Colorado To Experience Partial Solar Eclipse On Thursday

A view of the partial solar eclipse in May 1994. Spectators in western North America are positioned perfectly to view October 23rd's partial solar eclipse. Image Credit: Richard Tresch Fienberg

A view of the partial solar eclipse in May 1994. Spectators in western North America are positioned perfectly to view October 23rd’s partial solar eclipse.
Image Credit: Richard Tresch Fienberg

October 22, 2014 – On Thursday, October 23, a partial solar eclipse will be visible throughout Colorado, beginning at 3:18 p.m. and ending at 5:44 p.m. Partial solar eclipses occur when the moon blocks part of the Sun from view. During Thursday’s eclipse, about half of the Sun will be hidden from view.

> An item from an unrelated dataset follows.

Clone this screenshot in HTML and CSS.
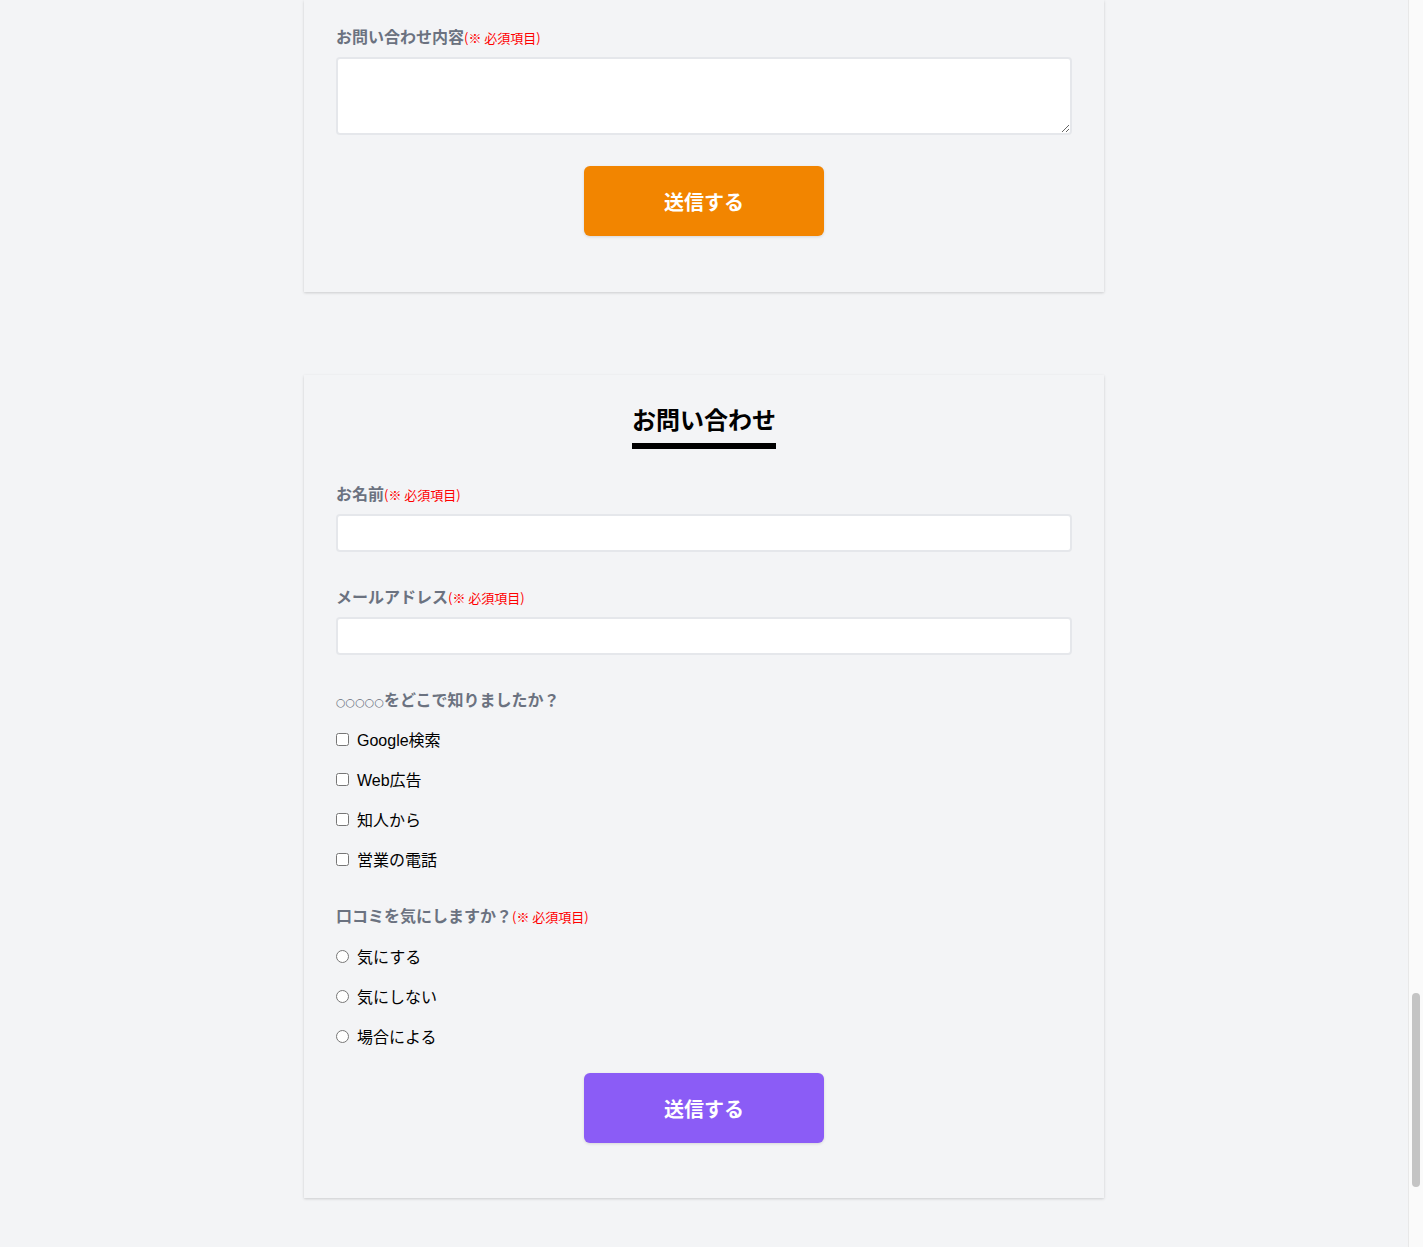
FILE: index.html
```html
<!DOCTYPE html>
<html lang="ja">
<head>
  <meta charset="utf-8">
  <link rel="stylesheet" href="styles.css">
</head>
<body>
  <div class="viewport">
    <main class="page">
      <section class="card card-cut">
        <div class="form-group">
          <label class="field-label">お問い合わせ内容<span class="required">(※ 必須項目)</span></label>
          <textarea class="field-textarea"></textarea>
        </div>
        <div class="submit-row first-submit">
          <button class="submit-btn orange" type="button">送信する</button>
        </div>
      </section>

      <section class="card">
        <div class="card-title">
          <h2>お問い合わせ</h2>
        </div>

        <div class="form-group">
          <label class="field-label">お名前<span class="required">(※ 必須項目)</span></label>
          <input class="field-input" type="text">
        </div>

        <div class="form-group">
          <label class="field-label">メールアドレス<span class="required">(※ 必須項目)</span></label>
          <input class="field-input" type="email">
        </div>

        <div class="form-group">
          <div class="field-label"><span class="marks">○○○○○</span>をどこで知りましたか？</div>
          <label class="option"><input type="checkbox">Google検索</label>
          <label class="option"><input type="checkbox">Web広告</label>
          <label class="option"><input type="checkbox">知人から</label>
          <label class="option"><input type="checkbox">営業の電話</label>
        </div>

        <div class="form-group form-group-last">
          <div class="field-label">口コミを気にしますか？<span class="required">(※ 必須項目)</span></div>
          <label class="option radio"><input type="radio" name="review">気にする</label>
          <label class="option radio"><input type="radio" name="review">気にしない</label>
          <label class="option radio"><input type="radio" name="review">場合による</label>
        </div>

        <div class="submit-row">
          <button class="submit-btn purple" type="button">送信する</button>
        </div>
      </section>
    </main>

    <div class="scrollbar">
      <div class="scrollbar-thumb"></div>
    </div>
  </div>
</body>
</html>
```

FILE: styles.css
```css
html, body {
  margin: 0;
  padding: 0;
  height: 100%;
  overflow: hidden;
}

body {
  font-family: "Liberation Sans", "Noto Sans CJK JP", sans-serif;
  background: #f3f4f6;
  color: #000;
}

.viewport {
  display: flex;
  height: 100vh;
}

.page {
  flex: 1;
  display: flex;
  flex-direction: column;
  align-items: center;
}

.card {
  width: 800px;
  box-sizing: border-box;
  padding: 26px 32px 55px;
  background: #f3f4f6;
  box-shadow: 0 1px 3px rgba(0, 0, 0, 0.12), 0 1px 2px rgba(0, 0, 0, 0.05);
}

.card-cut {
  padding-top: 24px;
  padding-bottom: 56px;
  margin-bottom: 83px;
}

.card-title {
  text-align: center;
  margin-bottom: 32px;
}

.card-title h2 {
  display: inline-block;
  margin: 0;
  padding-bottom: 6px;
  font-family: "Noto Sans CJK JP", sans-serif;
  font-size: 24px;
  line-height: 36px;
  font-weight: 700;
  color: #000;
  border-bottom: 6px solid #000;
}

.form-group {
  margin-bottom: 32px;
}

.form-group-last {
  margin-bottom: 25px;
}

.card-cut .form-group {
  margin-bottom: 0;
}

.field-label {
  display: flex;
  align-items: baseline;
  height: 24px;
  margin-bottom: 9px;
  font-family: "Noto Sans CJK JP", sans-serif;
  font-size: 16px;
  line-height: 24px;
  font-weight: 700;
  color: #6b7280;
}

.required {
  font-size: 13px;
  font-weight: 400;
  color: #ff0000;
}

.marks {
  font-family: "DejaVu Sans", sans-serif;
  font-size: 11px;
  font-weight: 400;
}

.field-input,
.field-textarea {
  display: block;
  width: 100%;
  box-sizing: border-box;
  border: 2px solid #e5e7eb;
  border-radius: 4px;
  background: #fff;
  outline: none;
}

.field-input {
  height: 38px;
}

.field-textarea {
  height: 78px;
  resize: vertical;
}

.option {
  display: flex;
  align-items: center;
  height: 24px;
  margin-top: 16px;
  font-size: 16px;
  color: #000;
}

/* margins collapse with the label's margin-bottom */
.form-group .field-label + .option {
  margin-top: 16px;
}

.form-group .field-label + .option.radio {
  margin-top: 17px;
}

.option input {
  width: 13px;
  height: 13px;
  margin: 0 8px 0 0;
}

.submit-row {
  display: flex;
  justify-content: center;
}

.first-submit {
  margin-top: 31px;
}

.submit-btn {
  width: 240px;
  height: 70px;
  border: none;
  border-radius: 6px;
  color: #fff;
  font-family: "Noto Sans CJK JP", sans-serif;
  font-size: 20px;
  font-weight: 700;
  box-shadow: 0 1px 3px rgba(0, 0, 0, 0.12);
  cursor: pointer;
}

.submit-btn.orange {
  background: #f28500;
}

.submit-btn.purple {
  background: #8b5cf6;
}

.scrollbar {
  width: 14px;
  flex-shrink: 0;
  background: #fafafa;
  border-left: 1px solid #e8e8e8;
  display: flex;
  flex-direction: column;
  align-items: center;
}

.scrollbar-thumb {
  width: 8px;
  height: 194px;
  margin-top: 993px;
  border-radius: 4px;
  background: #c4c4c4;
}
```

Unlike a total solar eclipse in which the entire Sun is blocked from view, a partial eclipse can be viewed across a wide geographic area and is a slow-motion event. The Moon typically takes more than two hours to cross the Sun’s disk.

Anyone watching the solar eclipse should do so very carefully. “Looking directly at the Sun is harmful to your eyes at any time, partial eclipse or no,” explains Alan MacRobert of Sky & Telescope magazine. “The only reason a partial eclipse is dangerous is that it prompts people to gaze at the Sun, something they wouldn’t normally do. The result can be temporary or permanent blurred vision or blind spots at the center of your view.”

How to view the eclipse safely:

  • The safest and most inexpensive watch to watch a partial solar eclipse is to create a pinhole projector. Place a pinhole or small opening in a card, and hold it between the Sun and a screen, which can be a sheet of white paper, which is a few feet away. An image of the Sun will be projected on to the screen. This is a great way to share the eclipse with children.
  • It's easy to set up a basic pinhole projection system. Image Credit: Sky & Telescope

    It’s easy to set up a basic pinhole projection system.
    Image Credit: Sky & Telescope

  • A projector doesn’t have to be that elaborate. If you sit under a tree with a sheet of white poster board on the ground, the overlapping leaves will create numerous pinholes and project an image of the eclipsed sun onto the white poster board. A kitchen colander will also work.
  • You can point binoculars toward the Sun and project the bright disk onto a white card a couple of feet behind the eyepiece. DO NOT look through the binoculars directly at the sun!
  • You can look at the Sun directly through glasses equipped with special solar filters, or through a dark #13 or #14 rectangular arc-welder’s glass. It’s important to note that regular sunglasses, no matter how dark the lenses are, do not provide adequate protection for solar viewing. Fiske Planetarium in Boulder is selling protective glasses to the public for $2.50 before Thursday or $5 on the day of the partial eclipse. Fiske is selling them from 9 a.m. to 5 p.m.
  • There are Sun-specific telescopes that are safe for viewing an eclipse. Check with your local observatory to see if they plan to have a public viewing.
  • A solar eclipse can only happen at the time of a new Moon, and in particular when the Moon passes directly between the Earth and Sun. This alignment occurs only occasionally, rather than at every new Moon, because the lunar orbit is tipped about 5° to Earth’s orbital plane and so the Moon’s shadow usually misses Earth entirely.

    The next total eclipse of the Sun will occur on August 21, 2017.